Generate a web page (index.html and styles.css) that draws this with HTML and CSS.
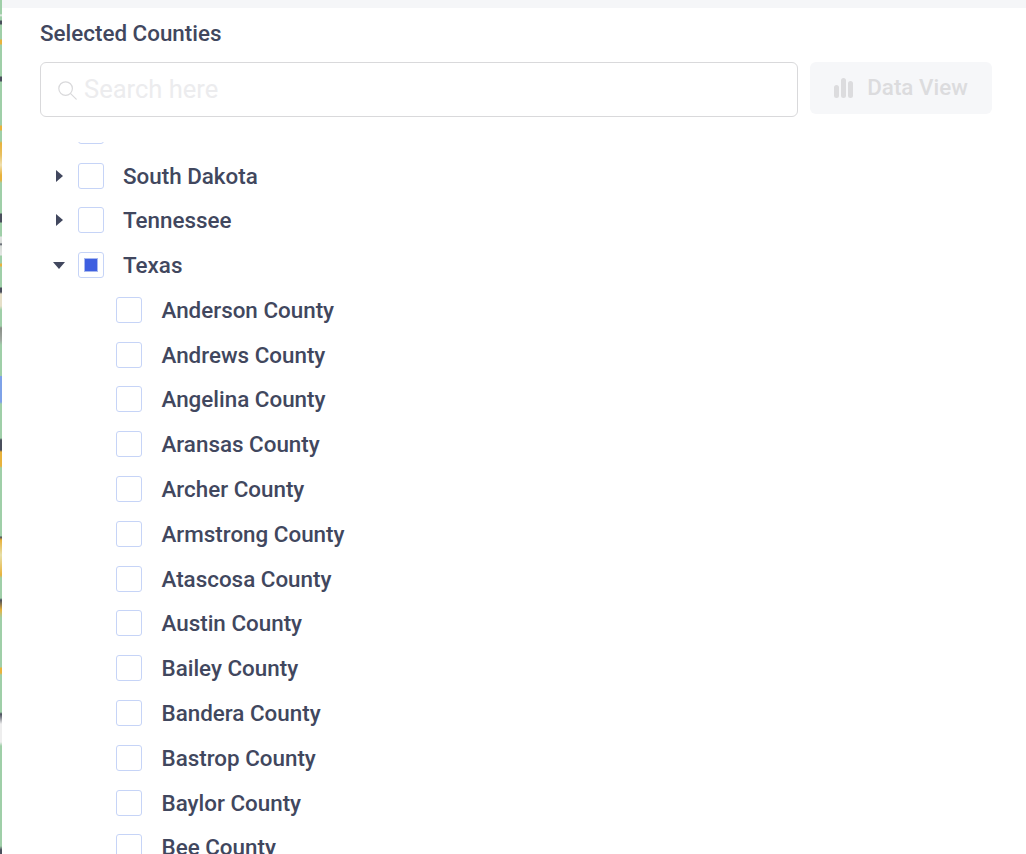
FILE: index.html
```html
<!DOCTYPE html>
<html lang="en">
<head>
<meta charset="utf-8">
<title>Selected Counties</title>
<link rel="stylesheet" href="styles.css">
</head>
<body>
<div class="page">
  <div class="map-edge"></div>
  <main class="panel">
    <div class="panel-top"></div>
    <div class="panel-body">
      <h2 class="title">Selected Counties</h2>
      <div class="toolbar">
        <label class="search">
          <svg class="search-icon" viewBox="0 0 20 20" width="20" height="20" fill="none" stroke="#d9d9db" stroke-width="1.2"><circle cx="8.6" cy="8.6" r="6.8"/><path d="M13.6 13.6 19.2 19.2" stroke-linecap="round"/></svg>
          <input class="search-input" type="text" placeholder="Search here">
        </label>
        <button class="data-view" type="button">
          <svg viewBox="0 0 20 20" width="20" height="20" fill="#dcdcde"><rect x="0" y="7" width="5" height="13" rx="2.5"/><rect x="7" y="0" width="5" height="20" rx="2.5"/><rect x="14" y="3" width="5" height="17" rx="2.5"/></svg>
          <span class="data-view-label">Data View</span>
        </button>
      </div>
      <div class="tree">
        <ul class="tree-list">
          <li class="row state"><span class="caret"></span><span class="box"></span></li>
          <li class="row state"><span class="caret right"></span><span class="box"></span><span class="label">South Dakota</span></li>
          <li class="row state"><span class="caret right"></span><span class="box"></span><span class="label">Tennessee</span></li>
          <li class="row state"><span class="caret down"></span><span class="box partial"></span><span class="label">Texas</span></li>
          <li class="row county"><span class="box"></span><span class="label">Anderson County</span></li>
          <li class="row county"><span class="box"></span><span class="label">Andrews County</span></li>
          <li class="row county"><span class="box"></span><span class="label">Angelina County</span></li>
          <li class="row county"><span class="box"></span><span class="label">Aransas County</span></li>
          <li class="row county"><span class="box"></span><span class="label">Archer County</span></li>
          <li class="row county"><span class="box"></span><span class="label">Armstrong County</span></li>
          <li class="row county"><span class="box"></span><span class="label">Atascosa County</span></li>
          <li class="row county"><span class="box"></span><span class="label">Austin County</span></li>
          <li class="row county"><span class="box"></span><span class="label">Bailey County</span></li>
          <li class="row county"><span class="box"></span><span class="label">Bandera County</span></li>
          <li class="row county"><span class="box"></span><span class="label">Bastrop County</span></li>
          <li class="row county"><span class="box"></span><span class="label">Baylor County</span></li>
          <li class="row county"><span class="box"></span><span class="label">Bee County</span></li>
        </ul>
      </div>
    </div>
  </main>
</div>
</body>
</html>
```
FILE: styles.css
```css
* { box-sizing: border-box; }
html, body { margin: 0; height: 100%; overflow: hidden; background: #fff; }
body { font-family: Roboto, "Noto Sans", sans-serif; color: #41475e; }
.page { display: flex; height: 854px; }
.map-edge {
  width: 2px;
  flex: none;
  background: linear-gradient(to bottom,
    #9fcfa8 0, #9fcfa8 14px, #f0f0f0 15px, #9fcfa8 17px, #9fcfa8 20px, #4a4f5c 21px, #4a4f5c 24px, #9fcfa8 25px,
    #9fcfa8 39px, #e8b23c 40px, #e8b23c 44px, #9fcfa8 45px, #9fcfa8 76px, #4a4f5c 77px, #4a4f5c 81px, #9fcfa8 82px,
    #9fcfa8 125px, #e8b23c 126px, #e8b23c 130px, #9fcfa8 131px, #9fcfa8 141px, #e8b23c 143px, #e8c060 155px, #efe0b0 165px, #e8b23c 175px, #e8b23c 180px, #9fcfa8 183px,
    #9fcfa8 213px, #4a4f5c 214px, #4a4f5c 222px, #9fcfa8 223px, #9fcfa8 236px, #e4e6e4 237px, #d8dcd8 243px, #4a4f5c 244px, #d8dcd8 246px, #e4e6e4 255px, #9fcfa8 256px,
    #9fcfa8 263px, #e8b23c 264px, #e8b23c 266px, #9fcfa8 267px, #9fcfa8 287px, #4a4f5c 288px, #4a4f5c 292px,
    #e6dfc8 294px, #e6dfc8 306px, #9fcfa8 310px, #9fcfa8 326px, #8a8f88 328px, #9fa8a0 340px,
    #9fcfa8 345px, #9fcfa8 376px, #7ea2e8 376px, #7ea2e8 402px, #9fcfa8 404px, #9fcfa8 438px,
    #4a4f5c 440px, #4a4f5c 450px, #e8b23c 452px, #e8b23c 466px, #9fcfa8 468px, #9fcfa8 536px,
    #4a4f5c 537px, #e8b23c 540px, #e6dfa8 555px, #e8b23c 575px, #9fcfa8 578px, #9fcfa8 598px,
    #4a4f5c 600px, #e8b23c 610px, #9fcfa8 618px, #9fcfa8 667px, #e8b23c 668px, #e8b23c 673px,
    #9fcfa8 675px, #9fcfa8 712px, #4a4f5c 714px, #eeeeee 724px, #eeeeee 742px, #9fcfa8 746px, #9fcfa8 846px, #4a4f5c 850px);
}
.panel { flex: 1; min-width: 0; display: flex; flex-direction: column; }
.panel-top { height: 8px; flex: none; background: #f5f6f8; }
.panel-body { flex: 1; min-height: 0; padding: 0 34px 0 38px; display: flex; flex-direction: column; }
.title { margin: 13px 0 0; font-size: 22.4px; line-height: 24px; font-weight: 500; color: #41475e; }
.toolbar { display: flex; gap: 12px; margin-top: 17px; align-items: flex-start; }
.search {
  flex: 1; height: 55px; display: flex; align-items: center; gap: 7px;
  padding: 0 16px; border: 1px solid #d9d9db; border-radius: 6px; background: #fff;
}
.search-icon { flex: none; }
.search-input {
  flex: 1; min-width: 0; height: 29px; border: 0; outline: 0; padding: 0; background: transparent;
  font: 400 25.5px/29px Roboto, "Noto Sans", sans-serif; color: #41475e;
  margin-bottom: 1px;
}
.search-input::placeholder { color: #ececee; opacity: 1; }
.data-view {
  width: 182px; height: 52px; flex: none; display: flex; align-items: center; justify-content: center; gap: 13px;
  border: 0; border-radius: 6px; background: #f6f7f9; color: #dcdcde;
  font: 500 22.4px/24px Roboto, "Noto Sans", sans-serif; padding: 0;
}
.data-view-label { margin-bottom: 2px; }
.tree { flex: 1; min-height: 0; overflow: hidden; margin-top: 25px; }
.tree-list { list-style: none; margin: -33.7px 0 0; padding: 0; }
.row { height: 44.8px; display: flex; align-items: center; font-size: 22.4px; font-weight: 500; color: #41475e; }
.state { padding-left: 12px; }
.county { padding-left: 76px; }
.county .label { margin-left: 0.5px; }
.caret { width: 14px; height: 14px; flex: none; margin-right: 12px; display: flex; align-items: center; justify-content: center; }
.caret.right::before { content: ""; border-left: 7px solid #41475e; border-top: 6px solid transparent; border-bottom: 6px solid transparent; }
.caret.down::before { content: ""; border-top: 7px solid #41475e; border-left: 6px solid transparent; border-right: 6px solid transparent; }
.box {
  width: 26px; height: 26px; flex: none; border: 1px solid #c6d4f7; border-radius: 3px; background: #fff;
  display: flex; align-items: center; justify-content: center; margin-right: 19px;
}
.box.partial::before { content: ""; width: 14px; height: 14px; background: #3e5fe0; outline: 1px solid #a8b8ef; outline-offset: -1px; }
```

TO DO: Identify each line holding the string "index", and copy it out.

COMPLETED EXERCISE:
Generate a web page (index.html and styles.css) that draws this with HTML and CSS.
FILE: index.html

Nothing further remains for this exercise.